A GENTLEMAN’S GUIDE TO LOVE AND MURDER

GENTLEMAN

One of the D’Ysquiths (Jefferson Mays) celebrates with his potential murderer (Bryce Pinkham) in vengeful musical comedy

Walter Kerr Theatre
219 West 48th St. between Broadway & Eighth Ave.
Through September 7, $35-$137
www.agentlemansguidebroadway.com

Not even a ridiculously loud family sitting behind us, crunching on candy and talking throughout the first act, could dampen our thorough enjoyment of the wonderful new Broadway musical A Gentleman’s Guide to Love & Murder.

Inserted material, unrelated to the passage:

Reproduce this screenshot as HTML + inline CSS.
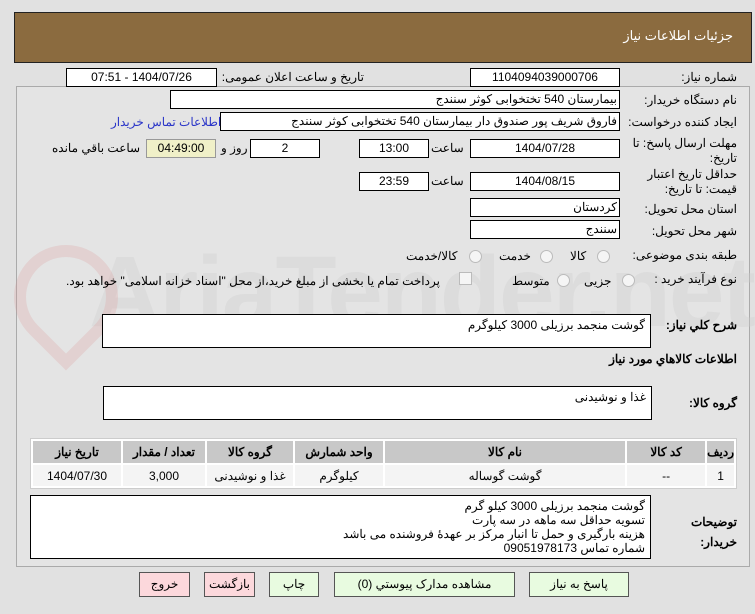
<!DOCTYPE html>
<html><head><meta charset="utf-8"><style>
body{margin:0;width:755px;height:614px;background:#e1e1e1;font-family:Tahoma,"Liberation Sans","Noto Sans CJK SC",sans-serif;font-size:12px;color:#000;position:relative;overflow:hidden;direction:rtl}
.a{position:absolute}
.hdr{left:15px;top:12px;width:736px;height:49px;background:#8b6b3f;border:1px solid #222}
.hdr span{position:absolute;right:18px;top:15px;color:#fff;font-size:13px}
.panel{left:17px;top:86px;width:732px;height:479px;border:1px solid #aaa;background:#e4e4e4}
.box{position:absolute;background:#fff;border:1px solid #000;height:17px;line-height:17px;text-align:center;font-size:12px;box-sizing:content-box}
.l{position:absolute;white-space:nowrap}
.btn{position:absolute;top:572px;height:23px;line-height:23px;text-align:center;border:1px solid #555;background:#e8fbe0;font-size:12px}
table{border-collapse:separate;border-spacing:2px;position:absolute;left:31px;top:438px;width:707px;background:#fff;border:1px solid #ccc}
th{background:#c8c8c8;height:22px;font-size:12px;padding:0}
td{background:#f4f4f4;height:21px;text-align:center;padding:0}
.ta{position:absolute;background:#fff;border:1px solid #000;text-align:right;padding:3px 5px;box-sizing:border-box;line-height:15px}
.radio{position:absolute;width:11px;height:11px;border:1px solid #bbb;border-radius:50%;background:#f5f5f5}
</style></head><body>
<div class="a hdr"><span>جزئیات اطلاعات نیاز</span></div>
<div class="a panel"></div>
<div class="l" style="left:90px;top:235px;font-size:100px;color:rgba(205,205,205,0.35);direction:ltr;font-weight:bold;letter-spacing:-2px">AriaTender.net</div>
<div class="a" style="left:15px;top:245px;width:80px;height:80px;border:12px solid rgba(220,150,150,0.25);border-radius:50% 50% 50% 0;transform:rotate(-45deg)"></div>

<div class="l" style="right:17px;top:70px">شماره نیاز:</div>
<div class="box" style="left:471px;top:68px;width:148px">1104094039000706</div>
<div class="l" style="right:390px;top:70px">تاریخ و ساعت اعلان عمومی:</div>
<div class="box" style="left:67px;top:68px;width:149px">1404/07/26 - 07:51</div>

<div class="l" style="right:17px;top:93px">نام دستگاه خریدار:</div>
<div class="box" style="left:171px;top:90px;text-align:right;padding-right:2px;width:446px">بیمارستان 540 تختخوابی کوثر سنندج</div>

<div class="l" style="right:17px;top:115px">ایجاد کننده درخواست:</div>
<div class="box" style="left:221px;top:112px;width:396px;text-align:right;padding-right:2px">فاروق شریف پور صندوق دار بیمارستان 540 تختخوابی کوثر سنندج</div>
<div class="l" style="left:112px;top:115px;color:#2a35c8">اطلاعات تماس خریدار</div>

<div class="l" style="right:17px;top:136px;line-height:15px;width:110px;white-space:normal">مهلت ارسال پاسخ: تا تاریخ:</div>
<div class="box" style="left:471px;top:139px;width:148px">1404/07/28</div>
<div class="l" style="left:432px;top:141px">ساعت</div>
<div class="box" style="left:360px;top:139px;width:68px">13:00</div>
<div class="box" style="left:251px;top:139px;width:68px">2</div>
<div class="l" style="left:222px;top:141px">روز و</div>
<div class="box" style="left:147px;top:139px;width:68px;background:#f0f0c8;border-color:#999">04:49:00</div>
<div class="l" style="left:53px;top:141px">ساعت باقي مانده</div>

<div class="l" style="right:17px;top:167px;line-height:15px;width:110px;white-space:normal">حداقل تاریخ اعتبار قیمت: تا تاریخ:</div>
<div class="box" style="left:471px;top:172px;width:148px">1404/08/15</div>
<div class="l" style="left:432px;top:174px">ساعت</div>
<div class="box" style="left:360px;top:172px;width:68px">23:59</div>

<div class="l" style="right:17px;top:202px">استان محل تحویل:</div>
<div class="box" style="left:471px;top:198px;width:146px;text-align:right;padding-right:2px">کردستان</div>
<div class="l" style="right:17px;top:224px">شهر محل تحویل:</div>
<div class="box" style="left:471px;top:220px;width:146px;text-align:right;padding-right:2px">سنندج</div>

<div class="l" style="right:17px;top:248px">طبقه بندی موضوعی:</div>
<div class="radio" style="left:598px;top:250px"></div><div class="l" style="left:571px;top:249px">کالا</div>
<div class="radio" style="left:541px;top:250px"></div><div class="l" style="left:500px;top:249px">خدمت</div>
<div class="radio" style="left:470px;top:250px"></div><div class="l" style="left:407px;top:249px">کالا/خدمت</div>

<div class="l" style="right:17px;top:272px">نوع فرآیند خرید :</div>
<div class="radio" style="left:623px;top:274px"></div><div class="l" style="left:585px;top:274px">جزیی</div>
<div class="radio" style="left:558px;top:274px"></div><div class="l" style="left:513px;top:274px">متوسط</div>
<div class="a" style="left:460px;top:272px;width:11px;height:11px;border:1px solid #bbb;background:#f5f5f5"></div>
<div class="l" style="left:67px;top:274px">پرداخت تمام یا بخشی از مبلغ خرید،از محل "اسناد خزانه اسلامی" خواهد بود.</div>

<div class="l" style="right:17px;top:318px;font-weight:bold">شرح کلي نياز:</div>
<div class="ta" style="left:103px;top:314px;width:549px;height:34px">گوشت منجمد برزیلی 3000 کیلوگرم</div>
<div class="l" style="right:17px;top:352px;font-weight:bold">اطلاعات کالاهاي مورد نياز</div>
<div class="l" style="right:17px;top:396px;font-weight:bold">گروه کالا:</div>
<div class="ta" style="left:104px;top:386px;width:549px;height:34px">غذا و نوشیدنی</div>

<table><tr><th style="width:26px">ردیف</th><th style="width:78px">کد کالا</th><th>نام کالا</th><th style="width:88px">واحد شمارش</th><th style="width:86px">گروه کالا</th><th style="width:82px">تعداد / مقدار</th><th style="width:88px">تاریخ نیاز</th></tr>
<tr><td>1</td><td>--</td><td>گوشت گوساله</td><td>کیلوگرم</td><td>غذا و نوشیدنی</td><td>3,000</td><td>1404/07/30</td></tr></table>

<div class="l" style="right:17px;top:512px;font-weight:bold;line-height:20px;white-space:normal;width:50px">توضیحات خریدار:</div>
<div class="ta" style="left:31px;top:495px;width:621px;height:64px;line-height:14px;padding-top:3px;font-size:12px">گوشت منجمد برزیلی 3000 کیلو گرم<br>تسویه حداقل سه  ماهه در سه پارت<br>هزینه بارگیری و حمل تا انبار مرکز بر عهدهٔ فروشنده می باشد<br>شماره تماس 09051978173</div>

<div class="btn" style="left:530px;width:98px">پاسخ به نیاز</div>
<div class="btn" style="left:335px;width:179px">مشاهده مدارک پیوستي (0)</div>
<div class="btn" style="left:270px;width:48px">چاپ</div>
<div class="btn" style="left:205px;width:49px;background:#fcd8dc">بازگشت</div>
<div class="btn" style="left:140px;width:49px;background:#fcd8dc">خروج</div>
</body></html>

The show follows the trials and travails of one Monty Navarro (Bryce Pinkham), who is in prison, writing his memoirs. The story then turns back to Monty’s mother’s funeral, where chatty Miss Shingle (Jane Carr) tells him that his mother was disowned by the noble D’Ysquith family when she married a man her relatives disapproved of. When Monty discovers that he is eighth in the line of succession to become earl, those men and women in between him suddenly start dropping like flies, each one played with a hearty wink and a nod by Jefferson Mays (I Am My Own Wife, Blood and Gifts) in ever-more-clever set-ups, from various lords and ladies to a dentally challenged reverend. Meanwhile, Monty can’t let go of the woman he adores, the spectacularly beautiful, self-centered, and manipulative Sibella Hallward (Lisa O’Hare), who is engaged to marry the never-seen Lionel Holland. Social mores of Edwardian England come tumbling down as Monty nears his vengeful goal. (If any of this sounds familiar, it’s because Gentleman’s Guide is based on Roy Horniman’s 1907 novel, Israel Rank: The Autobiography of a Criminal, the inspiration for Robert Hamer’s classic 1949 British black comedy, Kind Hearts and Coronets, in which Alec Guinness plays eight members of the D’Ascoyne family.)

GENTLEMAN

Sibella (Lisa O’Hare) and Monty (Bryce Pinkham) reevaluate their relationship in A GENTLEMAN’S GUIDE TO LOVE & MURDER

Robert L. Freedman (books and lyrics) and Steven Lutvak (music and lyrics), with director Darko Tresnjak and scenic designer Alexander Dodge, have created a lovely little tale, part The Mystery of Edwin Drood, part Gilbert & Sullivan operetta, with some Monty Python flourishes added for good measure. Pinkham (Ghost, Bloody Bloody Andrew Jackson) has devilish fun as Navarro, thinking up new ways to do away with his potential victims, while Mays — well, it’s often hard to figure out just how he changes from character to character so quickly, not only in wardrobe but in accent and style, a mind-boggling tour de force. Most of the action takes place on a stage within the stage, with red curtains and faces that occasionally come alive. Intentionally cheesy backdrops and playful video projection add to the fun of such numbers as “You’re a D’Ysquith,” “Poison in My Pocket,” and “The Last One You’d Expect,” while riotous slapstick propels a marvelous scene in which Monty is with Sibella but Phoebe D’Ysquith (Lauren Worsham) unexpectedly arrives, her sights also set on Monty, who does his best trying to keep each woman from finding out about the other. A Gentleman’s Guide to Love & Murder is a delicious mélange of music and mayhem, with plot twists that hold surprises even for those who adore Kind Hearts and Coronets.